REQUIREMENT: Review the lines that follow and copy each one that contains the word "styles".

PROVIDED MATERIAL:
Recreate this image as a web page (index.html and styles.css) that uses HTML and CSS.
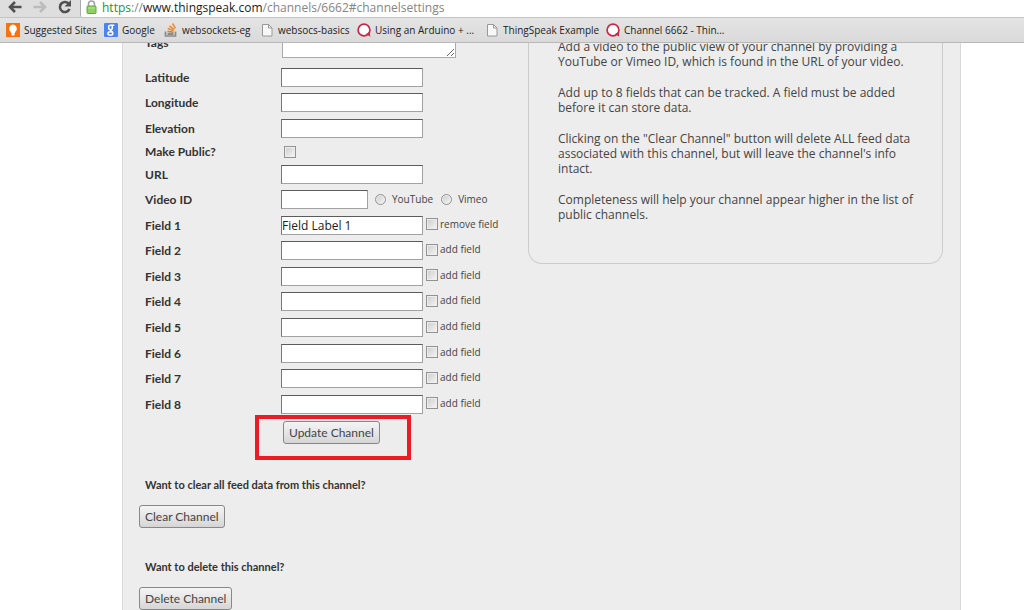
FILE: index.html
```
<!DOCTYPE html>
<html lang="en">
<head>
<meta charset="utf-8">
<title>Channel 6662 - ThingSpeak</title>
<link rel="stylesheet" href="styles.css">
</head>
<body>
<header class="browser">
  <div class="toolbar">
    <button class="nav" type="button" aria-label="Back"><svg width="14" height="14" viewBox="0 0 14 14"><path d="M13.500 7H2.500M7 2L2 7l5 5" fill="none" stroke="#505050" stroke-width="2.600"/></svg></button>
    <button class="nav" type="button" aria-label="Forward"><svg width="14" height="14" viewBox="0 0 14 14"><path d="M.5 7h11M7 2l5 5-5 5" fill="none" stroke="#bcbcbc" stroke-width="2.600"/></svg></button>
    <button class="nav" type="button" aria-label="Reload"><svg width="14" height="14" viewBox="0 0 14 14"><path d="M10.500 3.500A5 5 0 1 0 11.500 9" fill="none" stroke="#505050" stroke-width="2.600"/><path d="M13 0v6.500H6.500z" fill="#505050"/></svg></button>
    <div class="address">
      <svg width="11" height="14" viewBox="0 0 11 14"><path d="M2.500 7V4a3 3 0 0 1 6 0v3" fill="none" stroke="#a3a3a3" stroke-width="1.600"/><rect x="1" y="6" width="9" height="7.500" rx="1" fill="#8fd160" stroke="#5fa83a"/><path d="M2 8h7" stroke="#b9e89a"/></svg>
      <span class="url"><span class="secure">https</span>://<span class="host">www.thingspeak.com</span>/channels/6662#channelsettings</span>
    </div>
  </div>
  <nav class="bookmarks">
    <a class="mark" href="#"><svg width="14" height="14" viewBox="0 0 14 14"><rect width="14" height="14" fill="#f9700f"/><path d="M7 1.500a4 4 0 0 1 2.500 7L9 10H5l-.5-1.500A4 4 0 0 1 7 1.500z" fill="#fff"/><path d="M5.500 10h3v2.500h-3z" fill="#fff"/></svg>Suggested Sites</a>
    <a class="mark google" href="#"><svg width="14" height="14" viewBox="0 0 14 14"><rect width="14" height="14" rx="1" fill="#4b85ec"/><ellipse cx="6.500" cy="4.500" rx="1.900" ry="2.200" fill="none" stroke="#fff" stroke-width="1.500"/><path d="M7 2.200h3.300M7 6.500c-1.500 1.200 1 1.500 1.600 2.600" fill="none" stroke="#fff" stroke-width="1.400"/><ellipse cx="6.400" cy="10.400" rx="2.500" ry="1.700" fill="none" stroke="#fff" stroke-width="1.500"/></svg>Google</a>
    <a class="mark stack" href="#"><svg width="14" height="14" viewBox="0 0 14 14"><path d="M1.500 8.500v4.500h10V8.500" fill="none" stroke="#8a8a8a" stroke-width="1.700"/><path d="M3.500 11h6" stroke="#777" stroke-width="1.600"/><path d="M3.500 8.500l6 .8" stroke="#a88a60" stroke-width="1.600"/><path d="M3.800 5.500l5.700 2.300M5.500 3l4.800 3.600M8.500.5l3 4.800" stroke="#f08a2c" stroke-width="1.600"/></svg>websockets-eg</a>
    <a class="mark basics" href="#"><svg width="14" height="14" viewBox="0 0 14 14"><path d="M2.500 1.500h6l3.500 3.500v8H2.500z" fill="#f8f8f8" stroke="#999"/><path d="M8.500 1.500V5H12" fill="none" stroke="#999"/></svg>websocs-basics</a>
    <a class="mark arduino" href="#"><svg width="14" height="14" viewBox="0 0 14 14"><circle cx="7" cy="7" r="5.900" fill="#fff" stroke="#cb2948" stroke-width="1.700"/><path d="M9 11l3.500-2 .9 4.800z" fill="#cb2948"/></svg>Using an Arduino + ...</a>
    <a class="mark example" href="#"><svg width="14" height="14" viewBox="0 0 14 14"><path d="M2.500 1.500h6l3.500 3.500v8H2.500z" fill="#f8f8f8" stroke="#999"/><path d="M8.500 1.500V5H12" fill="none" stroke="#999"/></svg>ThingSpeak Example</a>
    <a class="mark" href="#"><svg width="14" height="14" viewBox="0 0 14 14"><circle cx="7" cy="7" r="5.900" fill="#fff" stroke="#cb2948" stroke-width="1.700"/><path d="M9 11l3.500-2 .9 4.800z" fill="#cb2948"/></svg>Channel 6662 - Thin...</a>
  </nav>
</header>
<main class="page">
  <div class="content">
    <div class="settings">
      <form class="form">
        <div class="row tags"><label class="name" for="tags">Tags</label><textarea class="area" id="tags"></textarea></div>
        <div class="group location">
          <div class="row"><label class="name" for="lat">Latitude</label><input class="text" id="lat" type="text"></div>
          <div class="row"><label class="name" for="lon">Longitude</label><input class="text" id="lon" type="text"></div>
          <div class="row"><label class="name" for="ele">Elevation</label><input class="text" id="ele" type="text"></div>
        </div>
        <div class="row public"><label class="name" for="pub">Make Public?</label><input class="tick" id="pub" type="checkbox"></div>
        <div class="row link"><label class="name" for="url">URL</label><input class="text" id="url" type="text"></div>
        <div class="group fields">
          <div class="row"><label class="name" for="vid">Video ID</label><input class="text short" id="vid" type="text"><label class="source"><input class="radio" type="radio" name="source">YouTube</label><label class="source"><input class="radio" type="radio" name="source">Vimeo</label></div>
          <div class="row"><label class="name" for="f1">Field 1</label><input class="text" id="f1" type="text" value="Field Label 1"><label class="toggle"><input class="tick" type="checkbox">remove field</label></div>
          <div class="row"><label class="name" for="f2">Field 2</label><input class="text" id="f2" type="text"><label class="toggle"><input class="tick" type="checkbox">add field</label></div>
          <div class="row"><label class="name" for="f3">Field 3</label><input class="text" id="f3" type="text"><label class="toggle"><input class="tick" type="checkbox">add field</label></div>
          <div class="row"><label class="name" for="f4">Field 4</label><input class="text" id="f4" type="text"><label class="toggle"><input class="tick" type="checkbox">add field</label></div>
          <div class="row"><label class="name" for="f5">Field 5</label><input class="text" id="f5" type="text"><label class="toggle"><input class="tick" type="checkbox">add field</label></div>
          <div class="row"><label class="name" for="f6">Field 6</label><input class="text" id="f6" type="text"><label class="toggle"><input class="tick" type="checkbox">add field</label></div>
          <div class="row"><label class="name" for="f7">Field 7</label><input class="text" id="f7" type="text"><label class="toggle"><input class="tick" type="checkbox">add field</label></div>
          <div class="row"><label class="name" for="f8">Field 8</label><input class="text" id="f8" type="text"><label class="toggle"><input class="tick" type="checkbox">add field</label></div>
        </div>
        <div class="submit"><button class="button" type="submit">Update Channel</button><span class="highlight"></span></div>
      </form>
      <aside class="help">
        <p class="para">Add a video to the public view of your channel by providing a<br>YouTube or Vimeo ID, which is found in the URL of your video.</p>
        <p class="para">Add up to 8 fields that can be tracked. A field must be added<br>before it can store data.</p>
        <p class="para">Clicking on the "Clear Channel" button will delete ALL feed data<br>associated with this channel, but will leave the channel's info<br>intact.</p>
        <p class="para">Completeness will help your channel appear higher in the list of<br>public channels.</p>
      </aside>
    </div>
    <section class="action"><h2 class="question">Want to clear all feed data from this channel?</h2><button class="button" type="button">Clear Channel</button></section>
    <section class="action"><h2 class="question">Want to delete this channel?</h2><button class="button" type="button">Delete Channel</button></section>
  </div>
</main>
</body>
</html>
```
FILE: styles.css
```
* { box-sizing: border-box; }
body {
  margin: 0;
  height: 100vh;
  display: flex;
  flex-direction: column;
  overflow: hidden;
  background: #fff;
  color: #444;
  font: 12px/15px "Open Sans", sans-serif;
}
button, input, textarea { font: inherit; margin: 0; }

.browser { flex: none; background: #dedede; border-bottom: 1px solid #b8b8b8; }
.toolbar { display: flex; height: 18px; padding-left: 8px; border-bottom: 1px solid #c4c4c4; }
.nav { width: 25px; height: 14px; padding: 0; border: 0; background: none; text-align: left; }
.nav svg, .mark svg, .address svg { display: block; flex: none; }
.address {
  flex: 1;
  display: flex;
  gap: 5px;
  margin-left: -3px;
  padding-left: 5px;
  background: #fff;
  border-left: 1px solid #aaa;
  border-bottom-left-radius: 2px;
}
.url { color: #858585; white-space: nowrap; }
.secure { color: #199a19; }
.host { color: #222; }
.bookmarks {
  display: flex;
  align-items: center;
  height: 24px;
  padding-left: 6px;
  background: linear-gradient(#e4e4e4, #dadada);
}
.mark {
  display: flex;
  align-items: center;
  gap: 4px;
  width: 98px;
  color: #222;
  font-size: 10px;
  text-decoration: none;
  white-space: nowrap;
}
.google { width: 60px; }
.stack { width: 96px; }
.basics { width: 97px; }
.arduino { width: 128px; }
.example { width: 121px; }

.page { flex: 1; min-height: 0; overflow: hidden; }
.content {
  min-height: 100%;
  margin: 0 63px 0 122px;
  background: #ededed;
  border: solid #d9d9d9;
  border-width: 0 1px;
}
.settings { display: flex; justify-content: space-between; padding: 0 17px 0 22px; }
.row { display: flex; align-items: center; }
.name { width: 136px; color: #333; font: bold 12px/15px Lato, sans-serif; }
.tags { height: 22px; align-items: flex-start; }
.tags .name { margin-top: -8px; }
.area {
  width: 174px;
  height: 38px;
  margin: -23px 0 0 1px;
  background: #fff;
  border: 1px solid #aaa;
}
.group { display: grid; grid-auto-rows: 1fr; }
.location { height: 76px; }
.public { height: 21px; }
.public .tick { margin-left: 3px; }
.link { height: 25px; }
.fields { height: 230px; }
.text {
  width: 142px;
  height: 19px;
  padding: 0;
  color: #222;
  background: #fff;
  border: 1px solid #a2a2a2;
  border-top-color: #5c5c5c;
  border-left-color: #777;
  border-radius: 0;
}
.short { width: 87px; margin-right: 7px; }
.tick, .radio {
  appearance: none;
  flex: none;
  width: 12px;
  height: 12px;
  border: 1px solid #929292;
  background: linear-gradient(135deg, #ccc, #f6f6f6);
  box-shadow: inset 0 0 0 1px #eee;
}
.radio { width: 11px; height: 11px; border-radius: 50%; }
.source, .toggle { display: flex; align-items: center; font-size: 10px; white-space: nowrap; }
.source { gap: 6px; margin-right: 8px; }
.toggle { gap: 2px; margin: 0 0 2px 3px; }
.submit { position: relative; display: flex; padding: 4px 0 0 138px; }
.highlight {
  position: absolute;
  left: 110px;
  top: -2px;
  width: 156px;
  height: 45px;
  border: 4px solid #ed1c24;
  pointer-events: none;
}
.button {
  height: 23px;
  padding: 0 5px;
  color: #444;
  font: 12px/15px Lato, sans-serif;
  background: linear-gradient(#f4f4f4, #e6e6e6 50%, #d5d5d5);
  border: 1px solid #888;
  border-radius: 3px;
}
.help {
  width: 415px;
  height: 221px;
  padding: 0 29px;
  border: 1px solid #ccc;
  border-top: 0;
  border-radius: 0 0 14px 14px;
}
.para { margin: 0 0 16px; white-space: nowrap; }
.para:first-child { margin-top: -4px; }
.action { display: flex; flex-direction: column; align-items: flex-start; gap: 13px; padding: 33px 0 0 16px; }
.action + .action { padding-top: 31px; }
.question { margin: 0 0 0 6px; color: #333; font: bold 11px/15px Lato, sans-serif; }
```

ANSWER TO THE PROBLEM:
Recreate this image as a web page (index.html and styles.css) that uses HTML and CSS.
<link rel="stylesheet" href="styles.css">
FILE: styles.css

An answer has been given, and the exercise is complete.